→ **Objective**
Tally the lines that hold the string "screenshot", and reply with the count alone.

::::::::::

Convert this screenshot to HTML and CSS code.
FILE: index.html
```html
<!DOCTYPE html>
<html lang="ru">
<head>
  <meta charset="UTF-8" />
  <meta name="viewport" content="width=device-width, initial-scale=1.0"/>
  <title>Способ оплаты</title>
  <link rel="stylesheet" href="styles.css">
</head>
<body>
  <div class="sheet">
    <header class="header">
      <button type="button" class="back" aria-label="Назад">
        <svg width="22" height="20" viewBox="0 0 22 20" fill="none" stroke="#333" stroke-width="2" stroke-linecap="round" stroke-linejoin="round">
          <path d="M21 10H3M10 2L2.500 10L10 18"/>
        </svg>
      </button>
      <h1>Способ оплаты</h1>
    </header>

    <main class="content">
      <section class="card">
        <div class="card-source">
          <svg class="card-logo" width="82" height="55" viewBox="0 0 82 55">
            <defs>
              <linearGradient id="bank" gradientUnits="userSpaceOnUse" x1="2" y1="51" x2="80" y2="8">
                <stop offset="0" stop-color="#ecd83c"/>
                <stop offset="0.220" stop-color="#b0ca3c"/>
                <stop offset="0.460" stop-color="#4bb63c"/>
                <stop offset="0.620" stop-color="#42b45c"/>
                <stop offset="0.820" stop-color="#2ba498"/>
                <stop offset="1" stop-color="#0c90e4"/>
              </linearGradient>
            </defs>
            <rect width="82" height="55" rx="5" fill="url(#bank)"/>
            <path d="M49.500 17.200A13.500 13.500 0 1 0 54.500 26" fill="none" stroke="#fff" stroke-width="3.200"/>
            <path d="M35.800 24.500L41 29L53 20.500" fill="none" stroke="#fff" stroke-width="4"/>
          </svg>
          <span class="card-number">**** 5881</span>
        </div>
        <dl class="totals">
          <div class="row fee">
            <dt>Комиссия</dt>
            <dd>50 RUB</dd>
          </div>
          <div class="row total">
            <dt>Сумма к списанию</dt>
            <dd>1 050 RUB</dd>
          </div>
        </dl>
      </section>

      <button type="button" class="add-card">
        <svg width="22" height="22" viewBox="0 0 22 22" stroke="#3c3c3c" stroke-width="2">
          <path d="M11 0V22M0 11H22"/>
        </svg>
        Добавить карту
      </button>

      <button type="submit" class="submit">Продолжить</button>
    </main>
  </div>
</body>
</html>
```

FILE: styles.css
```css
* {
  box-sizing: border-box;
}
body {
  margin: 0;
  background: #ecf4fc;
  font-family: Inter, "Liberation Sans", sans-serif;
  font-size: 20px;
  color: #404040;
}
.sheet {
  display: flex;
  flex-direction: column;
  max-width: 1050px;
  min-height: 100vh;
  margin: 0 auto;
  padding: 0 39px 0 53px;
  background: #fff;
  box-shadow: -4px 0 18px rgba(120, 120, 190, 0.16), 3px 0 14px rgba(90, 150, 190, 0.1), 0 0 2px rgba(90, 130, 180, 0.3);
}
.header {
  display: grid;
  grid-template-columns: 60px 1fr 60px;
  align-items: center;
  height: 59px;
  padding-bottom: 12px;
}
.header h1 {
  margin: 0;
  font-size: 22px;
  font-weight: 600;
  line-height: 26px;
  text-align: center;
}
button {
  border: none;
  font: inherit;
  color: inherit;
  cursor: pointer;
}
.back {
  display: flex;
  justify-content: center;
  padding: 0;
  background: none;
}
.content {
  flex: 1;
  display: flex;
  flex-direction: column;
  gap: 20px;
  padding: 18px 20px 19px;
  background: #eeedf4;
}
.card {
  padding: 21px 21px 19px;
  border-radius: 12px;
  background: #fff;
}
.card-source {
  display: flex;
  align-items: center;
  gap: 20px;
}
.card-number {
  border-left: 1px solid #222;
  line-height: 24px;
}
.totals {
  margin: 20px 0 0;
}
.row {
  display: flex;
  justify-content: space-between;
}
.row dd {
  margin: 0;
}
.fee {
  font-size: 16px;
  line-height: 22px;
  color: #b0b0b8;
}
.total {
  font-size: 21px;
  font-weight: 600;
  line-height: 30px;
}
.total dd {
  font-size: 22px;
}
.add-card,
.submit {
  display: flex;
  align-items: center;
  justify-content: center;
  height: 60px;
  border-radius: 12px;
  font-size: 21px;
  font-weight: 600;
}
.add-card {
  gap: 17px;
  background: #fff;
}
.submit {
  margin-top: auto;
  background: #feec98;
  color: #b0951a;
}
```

::::::::::

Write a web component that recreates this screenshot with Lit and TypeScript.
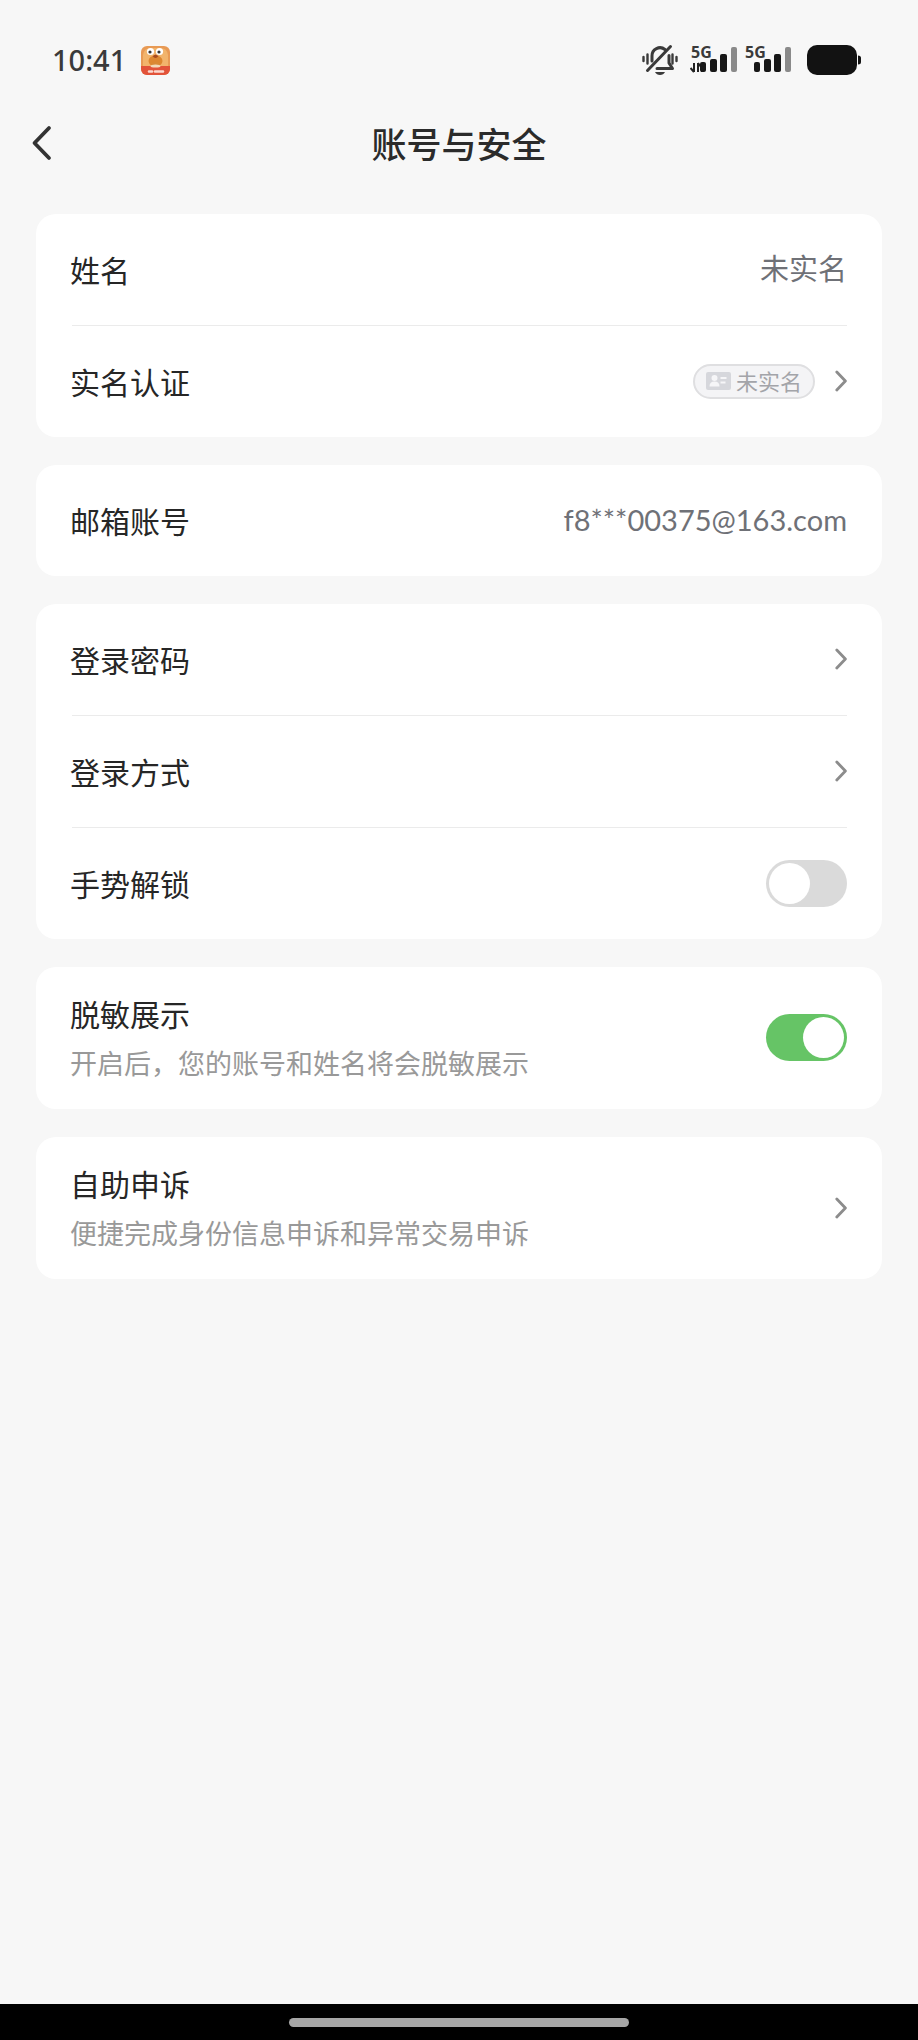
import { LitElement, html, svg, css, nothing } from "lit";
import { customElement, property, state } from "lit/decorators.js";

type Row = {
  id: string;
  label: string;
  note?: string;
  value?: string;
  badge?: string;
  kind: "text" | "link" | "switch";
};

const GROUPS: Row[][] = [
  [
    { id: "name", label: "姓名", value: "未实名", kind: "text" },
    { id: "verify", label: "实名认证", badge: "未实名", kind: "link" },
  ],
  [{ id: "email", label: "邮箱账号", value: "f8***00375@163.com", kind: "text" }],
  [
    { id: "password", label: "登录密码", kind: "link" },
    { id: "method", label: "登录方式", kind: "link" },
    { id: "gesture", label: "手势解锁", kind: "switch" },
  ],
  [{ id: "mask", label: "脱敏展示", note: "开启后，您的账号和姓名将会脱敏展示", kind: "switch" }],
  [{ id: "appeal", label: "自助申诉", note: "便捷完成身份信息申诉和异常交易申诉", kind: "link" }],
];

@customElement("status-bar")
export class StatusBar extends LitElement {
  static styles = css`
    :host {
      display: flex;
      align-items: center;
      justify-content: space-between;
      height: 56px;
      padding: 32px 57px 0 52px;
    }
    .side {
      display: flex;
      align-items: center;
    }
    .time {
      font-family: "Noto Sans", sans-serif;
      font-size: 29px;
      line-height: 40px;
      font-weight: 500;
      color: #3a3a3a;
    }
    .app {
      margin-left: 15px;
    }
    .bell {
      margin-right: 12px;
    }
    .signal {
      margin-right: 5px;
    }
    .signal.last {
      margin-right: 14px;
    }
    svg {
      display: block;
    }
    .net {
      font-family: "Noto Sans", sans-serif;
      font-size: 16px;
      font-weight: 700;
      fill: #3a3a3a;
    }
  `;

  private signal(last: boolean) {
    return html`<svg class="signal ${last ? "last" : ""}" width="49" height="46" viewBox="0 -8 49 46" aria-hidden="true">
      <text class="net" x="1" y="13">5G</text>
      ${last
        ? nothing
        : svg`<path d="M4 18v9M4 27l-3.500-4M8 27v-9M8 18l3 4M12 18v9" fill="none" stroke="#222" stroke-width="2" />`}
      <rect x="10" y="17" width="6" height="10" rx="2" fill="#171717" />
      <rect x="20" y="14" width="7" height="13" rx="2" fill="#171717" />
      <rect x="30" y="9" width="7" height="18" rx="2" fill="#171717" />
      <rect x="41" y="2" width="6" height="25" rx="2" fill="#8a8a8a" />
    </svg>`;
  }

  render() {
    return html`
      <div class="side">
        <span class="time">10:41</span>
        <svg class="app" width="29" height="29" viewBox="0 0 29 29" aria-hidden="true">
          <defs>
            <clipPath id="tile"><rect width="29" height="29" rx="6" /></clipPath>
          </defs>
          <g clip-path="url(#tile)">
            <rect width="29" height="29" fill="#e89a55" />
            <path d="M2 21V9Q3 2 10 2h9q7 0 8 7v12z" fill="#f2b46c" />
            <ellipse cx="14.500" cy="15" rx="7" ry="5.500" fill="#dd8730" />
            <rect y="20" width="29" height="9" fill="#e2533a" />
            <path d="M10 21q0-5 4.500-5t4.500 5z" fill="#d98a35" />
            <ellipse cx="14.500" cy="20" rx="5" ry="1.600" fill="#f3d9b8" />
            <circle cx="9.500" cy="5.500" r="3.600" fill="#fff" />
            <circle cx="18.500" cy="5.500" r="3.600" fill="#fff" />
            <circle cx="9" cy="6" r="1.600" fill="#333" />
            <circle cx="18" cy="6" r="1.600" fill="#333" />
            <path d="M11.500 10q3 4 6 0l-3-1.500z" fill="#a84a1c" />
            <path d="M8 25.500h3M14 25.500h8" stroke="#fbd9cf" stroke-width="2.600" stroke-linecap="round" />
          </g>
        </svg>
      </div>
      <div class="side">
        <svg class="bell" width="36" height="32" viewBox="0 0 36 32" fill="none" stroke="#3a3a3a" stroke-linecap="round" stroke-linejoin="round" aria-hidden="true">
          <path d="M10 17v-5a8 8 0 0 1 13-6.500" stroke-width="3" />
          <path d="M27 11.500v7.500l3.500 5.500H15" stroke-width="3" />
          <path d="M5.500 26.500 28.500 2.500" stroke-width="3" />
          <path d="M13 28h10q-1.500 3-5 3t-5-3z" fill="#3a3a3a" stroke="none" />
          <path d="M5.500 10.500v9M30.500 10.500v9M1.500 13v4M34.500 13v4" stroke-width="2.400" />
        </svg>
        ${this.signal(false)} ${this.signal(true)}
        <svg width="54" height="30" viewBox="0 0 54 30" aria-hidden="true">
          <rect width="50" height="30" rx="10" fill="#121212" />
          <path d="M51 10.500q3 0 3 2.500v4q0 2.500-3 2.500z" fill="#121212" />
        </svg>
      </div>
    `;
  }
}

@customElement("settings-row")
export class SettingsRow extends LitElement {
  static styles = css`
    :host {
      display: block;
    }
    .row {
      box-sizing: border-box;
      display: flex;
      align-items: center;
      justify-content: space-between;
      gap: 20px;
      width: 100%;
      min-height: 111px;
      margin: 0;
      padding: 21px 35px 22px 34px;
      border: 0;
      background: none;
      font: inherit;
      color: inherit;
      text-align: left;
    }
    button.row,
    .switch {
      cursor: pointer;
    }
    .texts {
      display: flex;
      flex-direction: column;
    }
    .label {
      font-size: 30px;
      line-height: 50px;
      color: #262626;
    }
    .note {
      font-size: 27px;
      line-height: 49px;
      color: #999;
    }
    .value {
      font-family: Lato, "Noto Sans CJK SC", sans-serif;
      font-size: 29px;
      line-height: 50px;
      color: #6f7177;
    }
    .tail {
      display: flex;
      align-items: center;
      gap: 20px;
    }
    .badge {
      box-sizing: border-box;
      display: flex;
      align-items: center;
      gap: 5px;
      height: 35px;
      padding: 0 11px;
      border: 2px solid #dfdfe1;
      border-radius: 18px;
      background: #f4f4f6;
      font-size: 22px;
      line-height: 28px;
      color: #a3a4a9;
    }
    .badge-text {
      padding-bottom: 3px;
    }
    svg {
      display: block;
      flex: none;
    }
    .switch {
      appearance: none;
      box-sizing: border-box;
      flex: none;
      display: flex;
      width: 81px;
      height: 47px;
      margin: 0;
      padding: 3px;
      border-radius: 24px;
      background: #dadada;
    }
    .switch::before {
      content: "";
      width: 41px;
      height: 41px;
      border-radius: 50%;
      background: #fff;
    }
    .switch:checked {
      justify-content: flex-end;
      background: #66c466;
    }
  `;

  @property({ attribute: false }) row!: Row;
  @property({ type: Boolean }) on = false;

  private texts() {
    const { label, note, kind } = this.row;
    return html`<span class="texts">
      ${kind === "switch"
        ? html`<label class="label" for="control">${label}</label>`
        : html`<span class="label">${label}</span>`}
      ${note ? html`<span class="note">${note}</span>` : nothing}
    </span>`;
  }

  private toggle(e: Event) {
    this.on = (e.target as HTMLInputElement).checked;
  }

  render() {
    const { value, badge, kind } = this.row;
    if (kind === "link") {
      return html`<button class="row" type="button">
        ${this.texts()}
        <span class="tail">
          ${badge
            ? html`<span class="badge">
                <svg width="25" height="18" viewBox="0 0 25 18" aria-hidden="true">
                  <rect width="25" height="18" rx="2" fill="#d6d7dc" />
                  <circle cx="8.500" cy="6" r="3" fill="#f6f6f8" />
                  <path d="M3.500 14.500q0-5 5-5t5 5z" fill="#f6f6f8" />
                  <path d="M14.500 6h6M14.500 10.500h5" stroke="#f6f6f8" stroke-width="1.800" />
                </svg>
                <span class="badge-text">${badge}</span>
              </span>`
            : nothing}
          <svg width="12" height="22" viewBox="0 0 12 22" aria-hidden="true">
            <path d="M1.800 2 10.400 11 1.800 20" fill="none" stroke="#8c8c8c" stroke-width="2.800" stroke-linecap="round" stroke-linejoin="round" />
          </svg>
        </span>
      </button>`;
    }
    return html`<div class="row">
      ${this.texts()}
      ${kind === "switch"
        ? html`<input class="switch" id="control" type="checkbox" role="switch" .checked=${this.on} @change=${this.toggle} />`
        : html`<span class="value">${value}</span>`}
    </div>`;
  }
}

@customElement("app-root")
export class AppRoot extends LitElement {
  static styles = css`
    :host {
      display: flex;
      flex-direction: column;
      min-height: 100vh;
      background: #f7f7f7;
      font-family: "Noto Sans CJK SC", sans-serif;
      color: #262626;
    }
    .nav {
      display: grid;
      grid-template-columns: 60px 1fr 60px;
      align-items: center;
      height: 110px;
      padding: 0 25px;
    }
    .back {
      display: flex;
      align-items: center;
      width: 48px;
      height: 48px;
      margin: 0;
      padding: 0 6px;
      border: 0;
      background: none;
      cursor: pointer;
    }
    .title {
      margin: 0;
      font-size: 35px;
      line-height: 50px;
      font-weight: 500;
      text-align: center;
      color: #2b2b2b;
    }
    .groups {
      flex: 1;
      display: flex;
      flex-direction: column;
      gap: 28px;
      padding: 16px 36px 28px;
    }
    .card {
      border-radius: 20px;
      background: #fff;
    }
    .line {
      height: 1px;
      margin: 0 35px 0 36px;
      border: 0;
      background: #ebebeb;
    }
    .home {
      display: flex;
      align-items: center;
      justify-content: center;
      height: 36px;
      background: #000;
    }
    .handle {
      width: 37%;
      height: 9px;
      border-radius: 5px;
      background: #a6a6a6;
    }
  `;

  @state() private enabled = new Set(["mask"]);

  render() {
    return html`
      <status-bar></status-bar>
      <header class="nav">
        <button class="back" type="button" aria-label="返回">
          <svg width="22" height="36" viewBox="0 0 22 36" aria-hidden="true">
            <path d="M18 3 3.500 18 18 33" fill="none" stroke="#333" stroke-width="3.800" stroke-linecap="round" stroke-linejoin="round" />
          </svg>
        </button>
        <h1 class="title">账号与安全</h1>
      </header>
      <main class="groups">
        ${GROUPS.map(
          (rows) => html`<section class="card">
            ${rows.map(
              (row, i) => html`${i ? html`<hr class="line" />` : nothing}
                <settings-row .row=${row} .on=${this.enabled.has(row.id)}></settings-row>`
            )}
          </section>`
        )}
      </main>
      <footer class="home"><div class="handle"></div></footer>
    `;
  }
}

::::::::::

→ **Response to the exercise**
2